§ Exercise brief
Find the lines that contain the word "page" and copy each one.

§ Stored data
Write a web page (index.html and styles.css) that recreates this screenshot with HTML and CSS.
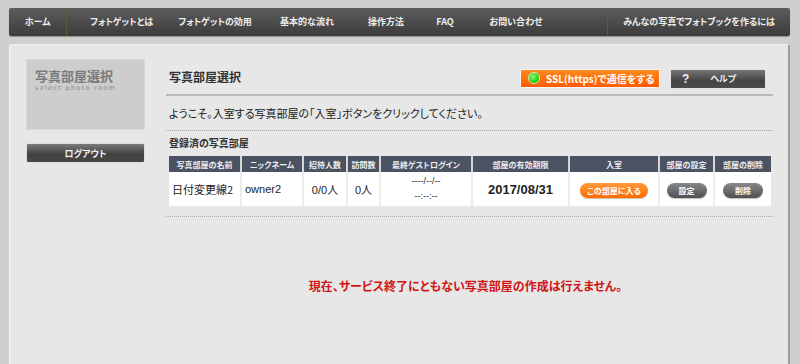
FILE: index.html
```html
<!DOCTYPE html>
<html lang="ja">
<head>
    <meta charset="utf-8">
    <title>写真部屋選択</title>
    <link rel="stylesheet" href="styles.css">
</head>
<body>
    <div class="page">
        <nav class="gnav">
            <a class="gnav-home">ホーム</a>
            <ul class="gnav-menu">
                <li class="m1">フォトゲットとは</li>
                <li class="m2">フォトゲットの効用</li>
                <li class="m3">基本的な流れ</li>
                <li class="m4">操作方法</li>
                <li class="m5">FAQ</li>
                <li class="m6">お問い合わせ</li>
            </ul>
            <a class="gnav-extra">みんなの写真でフォトブックを作るには</a>
        </nav>
        <div class="panel">
            <aside class="side">
                <div class="side-title">
                    <h2>写真部屋選択</h2>
                    <p>select photo room</p>
                </div>
                <button class="btn-logout">ログアウト</button>
            </aside>
            <main class="main">
                <div class="main-head">
                    <h1>写真部屋選択</h1>
                    <div class="head-btns">
                        <button class="btn-ssl"><span class="dot"></span>SSL(https)で通信をする</button>
                        <button class="btn-help"><span class="q">?</span><span class="label">ヘルプ</span></button>
                    </div>
                </div>
                <p class="welcome">ようこそ。入室する写真部屋の「入室」ボタンをクリックしてください。</p>
                <div class="rooms-box">
                    <h3 class="sec-title">登録済の写真部屋</h3>
                    <table class="rooms">
                        <thead>
                            <tr>
                                <th class="c-name">写真部屋の名前</th>
                                <th class="c-nick">ニックネーム</th>
                                <th class="c-inv">招待人数</th>
                                <th class="c-visit">訪問数</th>
                                <th class="c-login">最終ゲストログイン</th>
                                <th class="c-limit">部屋の有効期限</th>
                                <th class="c-enter">入室</th>
                                <th class="c-set">部屋の設定</th>
                                <th class="c-del">部屋の削除</th>
                            </tr>
                        </thead>
                        <tbody>
                            <tr>
                                <td class="left">日付変更線2</td>
                                <td class="left latin">owner2</td>
                                <td class="latin">0/0人</td>
                                <td class="latin">0人</td>
                                <td class="login latin">----/--/--<br>--:--:--</td>
                                <td class="limit">2017/08/31</td>
                                <td><button class="pill pill-orange">この部屋に入る</button></td>
                                <td><button class="pill pill-gray">設定</button></td>
                                <td><button class="pill pill-gray">削除</button></td>
                            </tr>
                        </tbody>
                    </table>
                </div>
                <p class="notice">現在、サービス終了にともない写真部屋の作成は行えません。</p>
            </main>
        </div>
    </div>
</body>
</html>
```

FILE: styles.css
```css
html, body {
    margin: 0;
    width: 800px;
    height: 364px;
    overflow: hidden;
}
body {
    background-color: #cfcfcf;
    font-family: "Noto Sans CJK JP", "Liberation Sans", sans-serif;
    font-feature-settings: "palt";
    color: #222;
}
.page {
    width: 781px;
    padding: 8px 0 0 9px;
}
button {
    font-family: inherit;
    font-feature-settings: "palt";
    border: none;
    cursor: pointer;
    padding: 0;
}

/* global navigation */
.gnav {
    display: flex;
    width: 781px;
    height: 28px;
    background: linear-gradient(#5c5c5c, #3c3c3c);
    border-radius: 2px;
    box-shadow: 0 1px 1px rgba(0, 0, 0, 0.3);
    color: #eee;
    font-size: 9px;
    font-weight: bold;
    line-height: 28px;
    white-space: nowrap;
}
.gnav-home {
    width: 57px;
    text-align: center;
    border-right: 1px solid #5d5a34;
}
.gnav-menu {
    display: flex;
    width: 540px;
    margin: 0;
    padding: 0 0 0 7px;
    box-sizing: border-box;
    list-style: none;
}
.gnav-menu li {
    text-align: center;
}
.gnav-menu .m1 { width: 95px; }
.gnav-menu .m2 { width: 92px; }
.gnav-menu .m3 { width: 92px; }
.gnav-menu .m4 { width: 66px; }
.gnav-menu .m5 { width: 52px; }
.gnav-menu .m6 { width: 90px; }
.gnav-extra {
    flex: 1;
    text-align: center;
    border-left: 1px solid #5d5a34;
}

/* panel */
.panel {
    display: flex;
    box-sizing: border-box;
    width: 781px;
    height: 320px;
    margin-top: 8px;
    padding: 14px 15px 0 16px;
    background-color: #e7e7e7;
    border-left: 1px solid #f4f4f4;
    border-right: 2px solid #9e9e9e;
    border-top: 1px solid #f0f0f0;
    border-radius: 3px 3px 0 0;
    overflow: hidden;
}
.side {
    width: 119px;
    flex-shrink: 0;
}
.side-title {
    height: 71px;
    padding: 8px 8px 0;
    box-sizing: border-box;
    background-color: #cdcdcd;
    border: 1px solid #d8d8d8;
}
.side-title h2 {
    margin: 0;
    font-size: 13px;
    font-weight: bold;
    line-height: 15px;
    color: #7b7b7b;
}
.side-title p {
    margin: 1px 0 0;
    font-family: "DejaVu Sans", sans-serif;
    font-size: 6.5px;
    letter-spacing: 1.3px;
    color: #8a8a8a;
}
.btn-logout {
    display: block;
    width: 119px;
    height: 20px;
    margin-top: 13px;
    background: linear-gradient(#7a7a7a, #3f3f3f 60%, #4a4a4a);
    border: 1px solid #ddd;
    border-radius: 2px;
    color: #f2f2f2;
    font-size: 9px;
    font-weight: bold;
}

.main {
    flex: 1;
    min-width: 0;
    margin-left: 21px;
}
.main-head {
    display: flex;
    align-items: center;
    justify-content: space-between;
    height: 35px;
    padding: 0 7px 0 3px;
    border-bottom: 2px solid #b9b9b9;
}
.main-head h1 {
    margin: 0;
    font-size: 12px;
    font-weight: bold;
    color: #333;
}
.head-btns {
    display: flex;
    gap: 10px;
    margin-top: 4px;
}
.btn-ssl {
    display: flex;
    align-items: center;
    width: 140px;
    height: 19px;
    padding-left: 7px;
    box-sizing: border-box;
    background: linear-gradient(#ff8a1e, #ff5a00);
    border: 1px solid #f7f7f7;
    color: #fff;
    font-size: 10px;
    font-weight: bold;
}
.btn-ssl .dot {
    width: 10px;
    height: 10px;
    margin-right: 6px;
    border-radius: 50%;
    background: radial-gradient(circle at 40% 35%, #8aff6a, #19c800 70%);
    border: 1px solid #c8f0c0;
}
.btn-help {
    display: flex;
    align-items: center;
    width: 96px;
    height: 20px;
    padding-left: 11px;
    box-sizing: border-box;
    background: linear-gradient(#767676, #444 60%, #4c4c4c);
    border: 1px solid #e4e4e4;
    color: #f0f0f0;
    font-size: 9px;
    font-weight: bold;
}
.btn-help .q {
    font-family: "Liberation Sans", sans-serif;
    font-size: 12px;
}
.btn-help .label {
    flex: 1;
    text-align: center;
    padding-right: 8px;
}

.welcome {
    margin: 0;
    height: 34px;
    padding-left: 3px;
    line-height: 34px;
    font-size: 11px;
    color: #222;
    border-bottom: 1px dotted #a8a8a8;
}
.rooms-box {
    padding: 5px 0 10px 3px;
    border-bottom: 1px dotted #a8a8a8;
}
.sec-title {
    margin: 0 0 6px;
    font-size: 10px;
    font-weight: bold;
    line-height: 14px;
    color: #333;
}
.rooms {
    width: 602px;
    border-collapse: collapse;
    table-layout: fixed;
    background-color: #fff;
}
.rooms th {
    height: 16px;
    padding: 0;
    background-color: #4b5262;
    color: #eceef2;
    font-size: 8px;
    font-weight: bold;
    border-right: 2px solid #d6d6d6;
    white-space: nowrap;
}
.rooms th:last-child,
.rooms td:last-child {
    border-right: none;
}
.rooms td {
    height: 34px;
    padding: 0;
    text-align: center;
    font-size: 11px;
    color: #222;
    border-right: 2px solid #ececec;
}
.rooms td.left {
    text-align: left;
    padding-left: 3px;
}
.rooms .latin {
    font-family: "Liberation Sans", "Noto Sans CJK JP", sans-serif;
}
.rooms td.login {
    font-size: 9px;
    line-height: 15px;
}
.rooms td.limit {
    font-family: "Liberation Sans", sans-serif;
    font-size: 13px;
    font-weight: bold;
}
.c-name { width: 71px; }
.c-nick { width: 60px; }
.c-inv { width: 42px; }
.c-visit { width: 31px; }
.c-login { width: 90px; }
.c-limit { width: 95px; }
.c-enter { width: 88px; }
.c-set { width: 53px; }
.c-del { width: 56px; }

.pill {
    height: 15px;
    border-radius: 8px;
    color: #fff;
    font-size: 8px;
    font-weight: bold;
    box-shadow: 0 1px 1px rgba(0, 0, 0, 0.25);
}
.pill-orange {
    width: 68px;
    background: linear-gradient(#ff9a3a, #ff6a00);
}
.pill-gray {
    width: 40px;
    background: linear-gradient(#888, #4f4f4f);
}

.notice {
    margin: 60px 0 0;
    padding-right: 8px;
    text-align: center;
    font-size: 12px;
    font-weight: bold;
    color: #d01515;
}
```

§ Result of the exercise
Write a web page (index.html and styles.css) that recreates this screenshot with HTML and CSS.
    <div class="page">
.page {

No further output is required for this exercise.